17. The image-forming device according to claim 16, wherein a width of the partition wall in the direction parallel to the axial direction is longer than the length of the air inlet port.

18. The image-forming device according to claim 16, wherein the fan is provided above the one end portion of the driving roller, the first partition wall having one end portion and another end portion in the axial direction wherein the fan is provided in the one end portion of the first partition wall, and the another end portion of the first partition wall is formed with a connecting hole for allowing the one side and the another side of the first partition wall to be in fluid communication with each other.

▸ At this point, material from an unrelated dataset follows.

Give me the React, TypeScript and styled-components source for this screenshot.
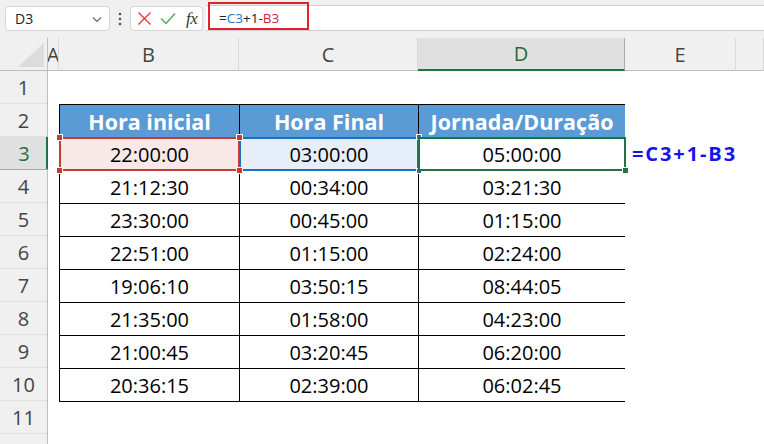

19. The image-forming device according to claim 16, wherein the reading unit includes an optical sensor and the air inlet port includes a plurality of strip louvers forming a louver window.

20. The image-forming device according to claim 19, wherein each of the plurality of strip louvers has an inner edge and an outer edge and is inclined with respect to a horizontal direction, the outer edge being positioned below the inner edge.

21. The image-forming device according to claim 16, further comprising a second partition wall provided between the first partition wall and the photosensitive unit and covering the fan, the first partition wall and the second partition wall forming a duct, the duct having an opening that opens toward the reading unit.